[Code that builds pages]
☆ ☆ ☆ ☆ ☆

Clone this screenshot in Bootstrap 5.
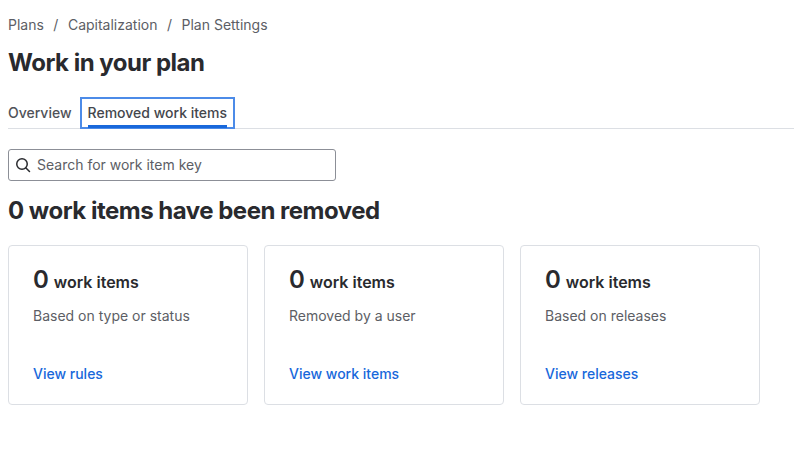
<!doctype html>
<html lang="en">
<head>
<meta charset="utf-8">
<title>Work in your plan</title>
<link href="https://cdn.jsdelivr.net/npm/bootstrap@5.3.0/dist/css/bootstrap.min.css" rel="stylesheet">
<style>
html,body{background:#fff;}
body{font-family:Inter,"Liberation Sans",sans-serif;color:#292a2e;padding:15px 0 0 8px;font-size:14px;line-height:20px;overflow:hidden;}
.crumbs{--bs-breadcrumb-divider:'/';--bs-breadcrumb-margin-bottom:0;--bs-breadcrumb-item-padding-x:9.5px;height:20px;}
.crumbs .breadcrumb-item,.crumbs .breadcrumb-item::before{color:#5c5e65;}
.crumbs a{color:#5c5e65;text-decoration:none;}
.page-title{font-size:24px;line-height:28px;font-weight:650;margin:14px 0 0;color:#292a2e;letter-spacing:-.5px;}
.tabbar{margin:20px 0 0 0;height:32px;border-bottom:1px solid #dcdfe4;gap:8px;}
.tabbar .tabitem{color:#505258;font-weight:500;text-decoration:none;padding:1px 0 0;height:31px;display:flex;align-items:center;position:relative;}
.tabbar .tabfocus{padding:0 6px;border:2px solid #4c8be8;height:32px;color:#44464c;}
.tabfocus::after{content:"";position:absolute;left:6px;right:6px;bottom:-1px;height:3px;background:#1868db;}
.finder{width:328px;height:32px;margin-top:20px;border:1px solid #8c8f97;border-radius:3px;padding:0 8px;gap:4px;color:#505258;}
.finder svg{margin-left:-2px;flex:none;}
.finder input{border:0;outline:0;padding:0;flex:1;min-width:0;font:inherit;color:#292a2e;background:transparent;margin-left:2px;}
.finder input::placeholder{color:#5c5e65;opacity:1;}
.sub-title{font-size:24px;line-height:28px;font-weight:650;margin:16px 0 0;color:#292a2e;letter-spacing:-.5px;}
.stat-row{margin-top:20px;gap:16px;}
.stat-box{width:240px;height:160px;border:1px solid #dcdfe4;border-radius:4px;padding:18px 24px 0;--bs-card-bg:#fff;}
.stat-num{font-size:24px;line-height:32px;font-weight:600;}
.stat-unit{font-size:16px;font-weight:600;margin-left:1px;}
.stat-desc{color:#5c5e65;margin-top:10px;}
.stat-link{color:#1868db;font-weight:500;text-decoration:none;margin-top:38px;display:block;}
</style>
</head>
<body>
<nav aria-label="breadcrumb">
  <ol class="breadcrumb crumbs">
    <li class="breadcrumb-item"><a href="#">Plans</a></li>
    <li class="breadcrumb-item"><a href="#">Capitalization</a></li>
    <li class="breadcrumb-item"><a href="#">Plan Settings</a></li>
  </ol>
</nav>
<h1 class="page-title">Work in your plan</h1>
<div class="tabbar d-flex">
  <a class="tabitem" href="#">Overview</a>
  <a class="tabitem tabfocus" href="#">Removed work items</a>
</div>
<label class="finder d-flex align-items-center">
  <svg width="16" height="16" viewBox="0 0 16 16" fill="none" stroke="#292a2e" stroke-width="1.5" stroke-linecap="round"><circle cx="7" cy="7" r="5.25"/><path d="M11 11l3.5 3.5"/></svg>
  <input type="text" placeholder="Search for work item key" aria-label="Search for work item key">
</label>
<h2 class="sub-title">0 work items have been removed</h2>
<div class="stat-row d-flex">
  <div class="card stat-box">
    <div><span class="stat-num">0</span> <span class="stat-unit">work items</span></div>
    <div class="stat-desc">Based on type or status</div>
    <a class="stat-link" href="#">View rules</a>
  </div>
  <div class="card stat-box">
    <div><span class="stat-num">0</span> <span class="stat-unit">work items</span></div>
    <div class="stat-desc">Removed by a user</div>
    <a class="stat-link" href="#">View work items</a>
  </div>
  <div class="card stat-box">
    <div><span class="stat-num">0</span> <span class="stat-unit">work items</span></div>
    <div class="stat-desc">Based on releases</div>
    <a class="stat-link" href="#">View releases</a>
  </div>
</div>
<script src="https://cdn.jsdelivr.net/npm/bootstrap@5.3.0/dist/js/bootstrap.bundle.min.js"></script>
</body>
</html>
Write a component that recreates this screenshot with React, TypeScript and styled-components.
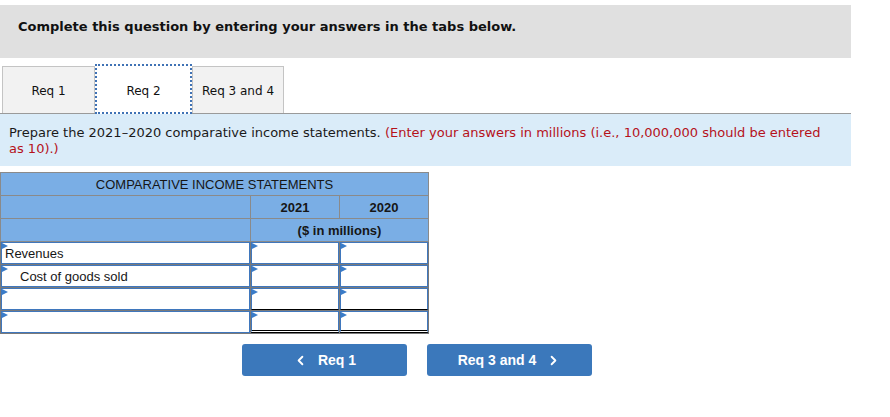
import React from 'react';
import styled, {createGlobalStyle} from 'styled-components';
import {ChevronLeft, ChevronRight} from 'lucide-react';

const GlobalStyle = createGlobalStyle`
  html, body {
    margin: 0;
    padding: 0;
    background: #ffffff;
  }
  body {
    font-family: Verdana, "DejaVu Sans", sans-serif;
    color: #1a1a1a;
  }
`;

const Page = styled.div`
  width: 851px;
  padding-top: 5px;
`;

const Banner = styled.div`
  box-sizing: border-box;
  height: 53px;
  background: #e0e0e0;
  padding: 14px 0 0 18px;
  font-size: 13px;
  line-height: 16px;
  font-weight: bold;
  color: #111;
`;

const TabBar = styled.div`
  display: flex;
  align-items: flex-end;
  margin-top: 6px;
  padding-left: 2px;
  height: 49px;
`;

const Tab = styled.div<{$active?: boolean; $width: number}>`
  box-sizing: border-box;
  display: flex;
  align-items: center;
  justify-content: center;
  font-size: 12px;
  color: #111;
  width: ${p => p.$width}px;
  height: ${p => (p.$active ? 50 : 47)}px;
  background: ${p => (p.$active ? '#ffffff' : '#f2f2f2')};
  border: ${p => (p.$active ? '2px dotted #3f72b5' : '1px solid #c4c4c4')};
  border-bottom: ${p => (p.$active ? '2px dotted #3f72b5' : 'none')};
  margin-bottom: ${p => (p.$active ? -1 : 0)}px;
  position: relative;
  z-index: ${p => (p.$active ? 2 : 1)};
  padding-top: ${p => (p.$active ? 3 : 1)}px;
`;

const InfoBox = styled.div`
  box-sizing: border-box;
  background: #daecf9;
  border-top: 1px solid #9a9a9a;
  padding: 11px 15px 0 9px;
  height: 53px;
  font-size: 13px;
  line-height: 16px;
  color: #1a1a1a;
`;

const Note = styled.span`
  color: #b5121b;
`;

const Sheet = styled.table`
  margin-top: 6px;
  border-collapse: collapse;
  width: 429px;
  table-layout: fixed;
  font-family: Arial, "Liberation Sans", sans-serif;
  font-size: 13px;
  border: 1px solid #8a8a8a;
`;

const HeadCell = styled.th<{$bold?: boolean}>`
  height: 22px;
  padding: 0;
  background: #7aaee5;
  border: 1px solid #8a8a8a;
  color: #161616;
  font-weight: ${p => (p.$bold ? 'bold' : 'normal')};
  text-align: center;
  vertical-align: middle;
`;

const BodyCell = styled.td`
  padding: 0;
  height: 22px;
  border: 1px solid #7a7a7a;
  background: #ffffff;
`;

const Field = styled.div<{$indent?: boolean; $rule?: 'single' | 'double'}>`
  position: relative;
  box-sizing: border-box;
  height: 22px;
  border: 1px solid #3f77bd;
  border-bottom: ${p =>
    p.$rule === 'double'
      ? '3px double #000'
      : p.$rule === 'single'
        ? '1px solid #000'
        : '1px solid #3f77bd'};
  display: flex;
  align-items: center;
  padding-left: ${p => (p.$indent ? 18 : 3)}px;
  color: #161616;
  font-size: 13px;
  white-space: nowrap;

  &::before {
    content: '';
    position: absolute;
    top: 0;
    left: 0;
    border-left: 6px solid #3a7cc8;
    border-top: 3px solid transparent;
    border-bottom: 3px solid transparent;
  }
`;

const ButtonRow = styled.div`
  display: flex;
  gap: 20px;
  margin-top: 10px;
  margin-left: 242px;
`;

const NavButton = styled.button`
  width: 165px;
  height: 32px;
  border: none;
  border-radius: 3px;
  background: #3b78bb;
  color: #ffffff;
  font-family: Arial, "Liberation Sans", sans-serif;
  font-size: 14px;
  font-weight: bold;
  display: flex;
  align-items: center;
  justify-content: center;
  gap: 10px;
  cursor: pointer;
`;

const rows: {label: string; indent?: boolean}[] = [
  {label: 'Revenues'},
  {label: 'Cost of goods sold', indent: true},
  {label: ''},
  {label: ''},
];

export default function App() {
  return (
    <Page>
      <GlobalStyle />
      <Banner>Complete this question by entering your answers in the tabs below.</Banner>
      <TabBar>
        <Tab $width={93}>Req 1</Tab>
        <Tab $width={97} $active>
          Req 2
        </Tab>
        <Tab $width={92}>Req 3 and 4</Tab>
      </TabBar>
      <InfoBox>
        Prepare the 2021–2020 comparative income statements.{' '}
        <Note>(Enter your answers in millions (i.e., 10,000,000 should be entered as 10).)</Note>
      </InfoBox>
      <Sheet>
        <colgroup>
          <col style={{width: 250}} />
          <col style={{width: 89}} />
          <col style={{width: 89}} />
        </colgroup>
        <thead>
          <tr>
            <HeadCell colSpan={3}>COMPARATIVE INCOME STATEMENTS</HeadCell>
          </tr>
          <tr>
            <HeadCell />
            <HeadCell $bold>2021</HeadCell>
            <HeadCell $bold>2020</HeadCell>
          </tr>
          <tr>
            <HeadCell />
            <HeadCell $bold colSpan={2}>
              ($ in millions)
            </HeadCell>
          </tr>
        </thead>
        <tbody>
          {rows.map((row, i) => {
            const rule = i === 2 ? 'single' : i === 3 ? 'double' : undefined;
            return (
              <tr key={i}>
                <BodyCell>
                  <Field $indent={row.indent}>{row.label}</Field>
                </BodyCell>
                <BodyCell>
                  <Field $rule={rule} />
                </BodyCell>
                <BodyCell>
                  <Field $rule={rule} />
                </BodyCell>
              </tr>
            );
          })}
        </tbody>
      </Sheet>
      <ButtonRow>
        <NavButton>
          <ChevronLeft size={15} strokeWidth={3} />
          Req 1
        </NavButton>
        <NavButton>
          Req 3 and 4
          <ChevronRight size={15} strokeWidth={3} />
        </NavButton>
      </ButtonRow>
    </Page>
  );
}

☆ ☆ ☆ ☆ ☆

Return every line above that contains the word "components".

# Task solution
Write a component that recreates this screenshot with React, TypeScript and styled-components.
import styled, {createGlobalStyle} from 'styled-components';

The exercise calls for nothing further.